# DATASET RECORDS:
..............................
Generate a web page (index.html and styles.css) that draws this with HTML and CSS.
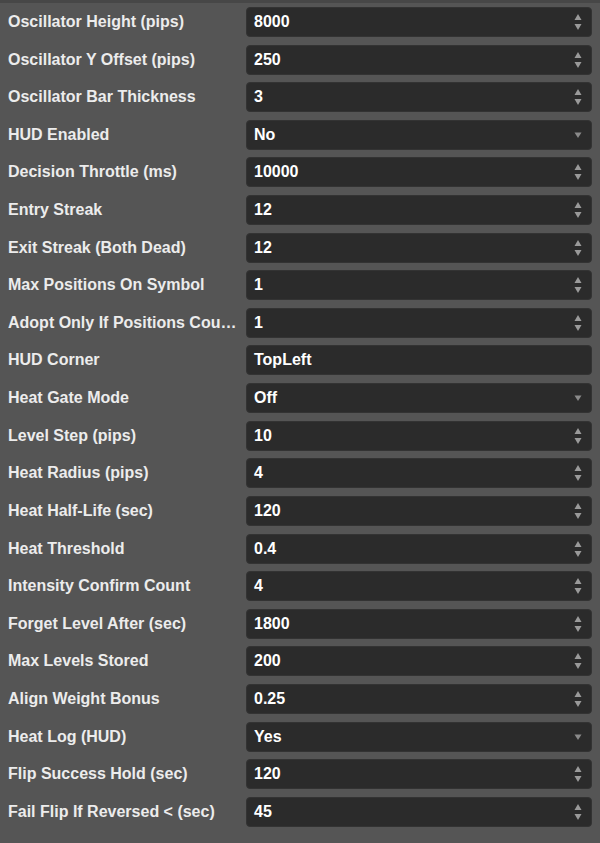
FILE: index.html
```html
<!DOCTYPE html>
<html>
<head>
<meta charset="utf-8">
<link rel="stylesheet" href="styles.css">
</head>
<body>
<div class="panel">
  <div class="row"><div class="label">Oscillator Height (pips)</div><div class="field num"><span>8000</span><svg class="spin" width="8" height="18" viewBox="0 0 8 18"><path d="M4 1L7.5 7H0.5Z"/><path d="M4 17L7.5 11H0.5Z"/></svg></div></div>
  <div class="row"><div class="label">Oscillator Y Offset (pips)</div><div class="field num"><span>250</span><svg class="spin" width="8" height="18" viewBox="0 0 8 18"><path d="M4 1L7.5 7H0.5Z"/><path d="M4 17L7.5 11H0.5Z"/></svg></div></div>
  <div class="row"><div class="label">Oscillator Bar Thickness</div><div class="field num"><span>3</span><svg class="spin" width="8" height="18" viewBox="0 0 8 18"><path d="M4 1L7.5 7H0.5Z"/><path d="M4 17L7.5 11H0.5Z"/></svg></div></div>
  <div class="row"><div class="label">HUD Enabled</div><div class="field sel"><span>No</span><svg class="caret" width="8" height="6" viewBox="0 0 8 6"><path d="M4 6L7.5 0.5H0.5Z"/></svg></div></div>
  <div class="row"><div class="label">Decision Throttle (ms)</div><div class="field num"><span>10000</span><svg class="spin" width="8" height="18" viewBox="0 0 8 18"><path d="M4 1L7.5 7H0.5Z"/><path d="M4 17L7.5 11H0.5Z"/></svg></div></div>
  <div class="row"><div class="label">Entry Streak</div><div class="field num"><span>12</span><svg class="spin" width="8" height="18" viewBox="0 0 8 18"><path d="M4 1L7.5 7H0.5Z"/><path d="M4 17L7.5 11H0.5Z"/></svg></div></div>
  <div class="row"><div class="label">Exit Streak (Both Dead)</div><div class="field num"><span>12</span><svg class="spin" width="8" height="18" viewBox="0 0 8 18"><path d="M4 1L7.5 7H0.5Z"/><path d="M4 17L7.5 11H0.5Z"/></svg></div></div>
  <div class="row"><div class="label">Max Positions On Symbol</div><div class="field num"><span>1</span><svg class="spin" width="8" height="18" viewBox="0 0 8 18"><path d="M4 1L7.5 7H0.5Z"/><path d="M4 17L7.5 11H0.5Z"/></svg></div></div>
  <div class="row"><div class="label">Adopt Only If Positions Count Below</div><div class="field num"><span>1</span><svg class="spin" width="8" height="18" viewBox="0 0 8 18"><path d="M4 1L7.5 7H0.5Z"/><path d="M4 17L7.5 11H0.5Z"/></svg></div></div>
  <div class="row"><div class="label">HUD Corner</div><div class="field"><span>TopLeft</span></div></div>
  <div class="row"><div class="label">Heat Gate Mode</div><div class="field sel"><span>Off</span><svg class="caret" width="8" height="6" viewBox="0 0 8 6"><path d="M4 6L7.5 0.5H0.5Z"/></svg></div></div>
  <div class="row"><div class="label">Level Step (pips)</div><div class="field num"><span>10</span><svg class="spin" width="8" height="18" viewBox="0 0 8 18"><path d="M4 1L7.5 7H0.5Z"/><path d="M4 17L7.5 11H0.5Z"/></svg></div></div>
  <div class="row"><div class="label">Heat Radius (pips)</div><div class="field num"><span>4</span><svg class="spin" width="8" height="18" viewBox="0 0 8 18"><path d="M4 1L7.5 7H0.5Z"/><path d="M4 17L7.5 11H0.5Z"/></svg></div></div>
  <div class="row"><div class="label">Heat Half-Life (sec)</div><div class="field num"><span>120</span><svg class="spin" width="8" height="18" viewBox="0 0 8 18"><path d="M4 1L7.5 7H0.5Z"/><path d="M4 17L7.5 11H0.5Z"/></svg></div></div>
  <div class="row"><div class="label">Heat Threshold</div><div class="field num"><span>0.4</span><svg class="spin" width="8" height="18" viewBox="0 0 8 18"><path d="M4 1L7.5 7H0.5Z"/><path d="M4 17L7.5 11H0.5Z"/></svg></div></div>
  <div class="row"><div class="label">Intensity Confirm Count</div><div class="field num"><span>4</span><svg class="spin" width="8" height="18" viewBox="0 0 8 18"><path d="M4 1L7.5 7H0.5Z"/><path d="M4 17L7.5 11H0.5Z"/></svg></div></div>
  <div class="row"><div class="label">Forget Level After (sec)</div><div class="field num"><span>1800</span><svg class="spin" width="8" height="18" viewBox="0 0 8 18"><path d="M4 1L7.5 7H0.5Z"/><path d="M4 17L7.5 11H0.5Z"/></svg></div></div>
  <div class="row"><div class="label">Max Levels Stored</div><div class="field num"><span>200</span><svg class="spin" width="8" height="18" viewBox="0 0 8 18"><path d="M4 1L7.5 7H0.5Z"/><path d="M4 17L7.5 11H0.5Z"/></svg></div></div>
  <div class="row"><div class="label">Align Weight Bonus</div><div class="field num"><span>0.25</span><svg class="spin" width="8" height="18" viewBox="0 0 8 18"><path d="M4 1L7.5 7H0.5Z"/><path d="M4 17L7.5 11H0.5Z"/></svg></div></div>
  <div class="row"><div class="label">Heat Log (HUD)</div><div class="field sel"><span>Yes</span><svg class="caret" width="8" height="6" viewBox="0 0 8 6"><path d="M4 6L7.5 0.5H0.5Z"/></svg></div></div>
  <div class="row"><div class="label">Flip Success Hold (sec)</div><div class="field num"><span>120</span><svg class="spin" width="8" height="18" viewBox="0 0 8 18"><path d="M4 1L7.5 7H0.5Z"/><path d="M4 17L7.5 11H0.5Z"/></svg></div></div>
  <div class="row"><div class="label">Fail Flip If Reversed &lt; (sec)</div><div class="field num"><span>45</span><svg class="spin" width="8" height="18" viewBox="0 0 8 18"><path d="M4 1L7.5 7H0.5Z"/><path d="M4 17L7.5 11H0.5Z"/></svg></div></div>
</div>
</body>
</html>
```
FILE: styles.css
```css
html, body {
  margin: 0;
  padding: 0;
}
body {
  background: #555555;
  font-family: "Liberation Sans", Arial, sans-serif;
  width: 600px;
  height: 843px;
  overflow: hidden;
  border-top: 3px solid #474747;
  box-sizing: border-box;
}
.panel {
  padding: 4px 8px 0 8px;
  display: flex;
  flex-direction: column;
  gap: 7.62px;
}
.row {
  display: flex;
  align-items: center;
  height: 30px;
}
.label {
  width: 232px;
  margin-right: 6px;
  color: #ececec;
  font-size: 16px;
  font-weight: bold;
  white-space: nowrap;
  overflow: hidden;
  text-overflow: ellipsis;
}
.field {
  width: 346px;
  height: 30px;
  box-sizing: border-box;
  background: #2b2b2b;
  border: 1px solid #333333;
  border-radius: 4px;
  display: flex;
  align-items: center;
  padding: 0 9px 0 7px;
  color: #ffffff;
  font-size: 16px;
  font-weight: bold;
}
.field span {
  flex: 1;
}
.spin path {
  fill: #9a9a9a;
}
.caret path {
  fill: #8a8a8a;
}
```
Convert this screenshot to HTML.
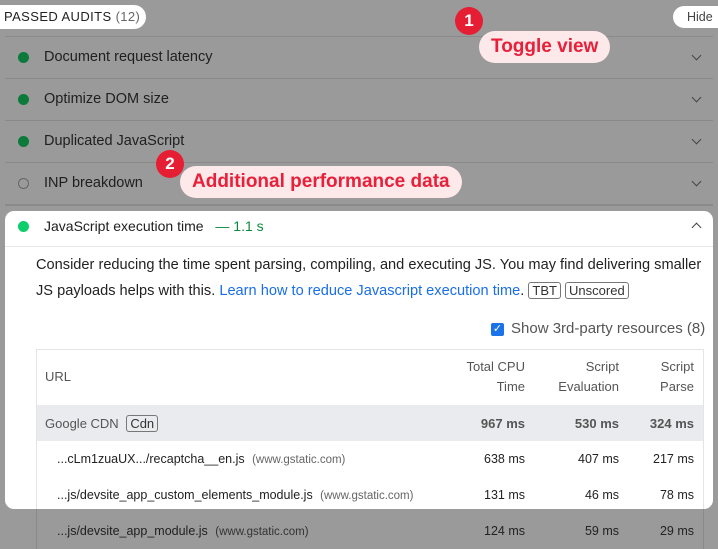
..............................
# EXERCISE AIM:
Set down the lines of the records above exactly, apart from the pictures.

# WORKED ANSWER:
Generate a web page (index.html and styles.css) that draws this with HTML and CSS.
FILE: index.html
```html
<!DOCTYPE html>
<html>
<head>
<meta charset="utf-8">
<link rel="stylesheet" href="styles.css">
</head>
<body>
<div class="panel">
  <div class="row"><div class="label">Oscillator Height (pips)</div><div class="field num"><span>8000</span><svg class="spin" width="8" height="18" viewBox="0 0 8 18"><path d="M4 1L7.5 7H0.5Z"/><path d="M4 17L7.5 11H0.5Z"/></svg></div></div>
  <div class="row"><div class="label">Oscillator Y Offset (pips)</div><div class="field num"><span>250</span><svg class="spin" width="8" height="18" viewBox="0 0 8 18"><path d="M4 1L7.5 7H0.5Z"/><path d="M4 17L7.5 11H0.5Z"/></svg></div></div>
  <div class="row"><div class="label">Oscillator Bar Thickness</div><div class="field num"><span>3</span><svg class="spin" width="8" height="18" viewBox="0 0 8 18"><path d="M4 1L7.5 7H0.5Z"/><path d="M4 17L7.5 11H0.5Z"/></svg></div></div>
  <div class="row"><div class="label">HUD Enabled</div><div class="field sel"><span>No</span><svg class="caret" width="8" height="6" viewBox="0 0 8 6"><path d="M4 6L7.5 0.5H0.5Z"/></svg></div></div>
  <div class="row"><div class="label">Decision Throttle (ms)</div><div class="field num"><span>10000</span><svg class="spin" width="8" height="18" viewBox="0 0 8 18"><path d="M4 1L7.5 7H0.5Z"/><path d="M4 17L7.5 11H0.5Z"/></svg></div></div>
  <div class="row"><div class="label">Entry Streak</div><div class="field num"><span>12</span><svg class="spin" width="8" height="18" viewBox="0 0 8 18"><path d="M4 1L7.5 7H0.5Z"/><path d="M4 17L7.5 11H0.5Z"/></svg></div></div>
  <div class="row"><div class="label">Exit Streak (Both Dead)</div><div class="field num"><span>12</span><svg class="spin" width="8" height="18" viewBox="0 0 8 18"><path d="M4 1L7.5 7H0.5Z"/><path d="M4 17L7.5 11H0.5Z"/></svg></div></div>
  <div class="row"><div class="label">Max Positions On Symbol</div><div class="field num"><span>1</span><svg class="spin" width="8" height="18" viewBox="0 0 8 18"><path d="M4 1L7.5 7H0.5Z"/><path d="M4 17L7.5 11H0.5Z"/></svg></div></div>
  <div class="row"><div class="label">Adopt Only If Positions Count Below</div><div class="field num"><span>1</span><svg class="spin" width="8" height="18" viewBox="0 0 8 18"><path d="M4 1L7.5 7H0.5Z"/><path d="M4 17L7.5 11H0.5Z"/></svg></div></div>
  <div class="row"><div class="label">HUD Corner</div><div class="field"><span>TopLeft</span></div></div>
  <div class="row"><div class="label">Heat Gate Mode</div><div class="field sel"><span>Off</span><svg class="caret" width="8" height="6" viewBox="0 0 8 6"><path d="M4 6L7.5 0.5H0.5Z"/></svg></div></div>
  <div class="row"><div class="label">Level Step (pips)</div><div class="field num"><span>10</span><svg class="spin" width="8" height="18" viewBox="0 0 8 18"><path d="M4 1L7.5 7H0.5Z"/><path d="M4 17L7.5 11H0.5Z"/></svg></div></div>
  <div class="row"><div class="label">Heat Radius (pips)</div><div class="field num"><span>4</span><svg class="spin" width="8" height="18" viewBox="0 0 8 18"><path d="M4 1L7.5 7H0.5Z"/><path d="M4 17L7.5 11H0.5Z"/></svg></div></div>
  <div class="row"><div class="label">Heat Half-Life (sec)</div><div class="field num"><span>120</span><svg class="spin" width="8" height="18" viewBox="0 0 8 18"><path d="M4 1L7.5 7H0.5Z"/><path d="M4 17L7.5 11H0.5Z"/></svg></div></div>
  <div class="row"><div class="label">Heat Threshold</div><div class="field num"><span>0.4</span><svg class="spin" width="8" height="18" viewBox="0 0 8 18"><path d="M4 1L7.5 7H0.5Z"/><path d="M4 17L7.5 11H0.5Z"/></svg></div></div>
  <div class="row"><div class="label">Intensity Confirm Count</div><div class="field num"><span>4</span><svg class="spin" width="8" height="18" viewBox="0 0 8 18"><path d="M4 1L7.5 7H0.5Z"/><path d="M4 17L7.5 11H0.5Z"/></svg></div></div>
  <div class="row"><div class="label">Forget Level After (sec)</div><div class="field num"><span>1800</span><svg class="spin" width="8" height="18" viewBox="0 0 8 18"><path d="M4 1L7.5 7H0.5Z"/><path d="M4 17L7.5 11H0.5Z"/></svg></div></div>
  <div class="row"><div class="label">Max Levels Stored</div><div class="field num"><span>200</span><svg class="spin" width="8" height="18" viewBox="0 0 8 18"><path d="M4 1L7.5 7H0.5Z"/><path d="M4 17L7.5 11H0.5Z"/></svg></div></div>
  <div class="row"><div class="label">Align Weight Bonus</div><div class="field num"><span>0.25</span><svg class="spin" width="8" height="18" viewBox="0 0 8 18"><path d="M4 1L7.5 7H0.5Z"/><path d="M4 17L7.5 11H0.5Z"/></svg></div></div>
  <div class="row"><div class="label">Heat Log (HUD)</div><div class="field sel"><span>Yes</span><svg class="caret" width="8" height="6" viewBox="0 0 8 6"><path d="M4 6L7.5 0.5H0.5Z"/></svg></div></div>
  <div class="row"><div class="label">Flip Success Hold (sec)</div><div class="field num"><span>120</span><svg class="spin" width="8" height="18" viewBox="0 0 8 18"><path d="M4 1L7.5 7H0.5Z"/><path d="M4 17L7.5 11H0.5Z"/></svg></div></div>
  <div class="row"><div class="label">Fail Flip If Reversed &lt; (sec)</div><div class="field num"><span>45</span><svg class="spin" width="8" height="18" viewBox="0 0 8 18"><path d="M4 1L7.5 7H0.5Z"/><path d="M4 17L7.5 11H0.5Z"/></svg></div></div>
</div>
</body>
</html>
```
FILE: styles.css
```css
html, body {
  margin: 0;
  padding: 0;
}
body {
  background: #555555;
  font-family: "Liberation Sans", Arial, sans-serif;
  width: 600px;
  height: 843px;
  overflow: hidden;
  border-top: 3px solid #474747;
  box-sizing: border-box;
}
.panel {
  padding: 4px 8px 0 8px;
  display: flex;
  flex-direction: column;
  gap: 7.62px;
}
.row {
  display: flex;
  align-items: center;
  height: 30px;
}
.label {
  width: 232px;
  margin-right: 6px;
  color: #ececec;
  font-size: 16px;
  font-weight: bold;
  white-space: nowrap;
  overflow: hidden;
  text-overflow: ellipsis;
}
.field {
  width: 346px;
  height: 30px;
  box-sizing: border-box;
  background: #2b2b2b;
  border: 1px solid #333333;
  border-radius: 4px;
  display: flex;
  align-items: center;
  padding: 0 9px 0 7px;
  color: #ffffff;
  font-size: 16px;
  font-weight: bold;
}
.field span {
  flex: 1;
}
.spin path {
  fill: #9a9a9a;
}
.caret path {
  fill: #8a8a8a;
}
```
Convert this screenshot to HTML.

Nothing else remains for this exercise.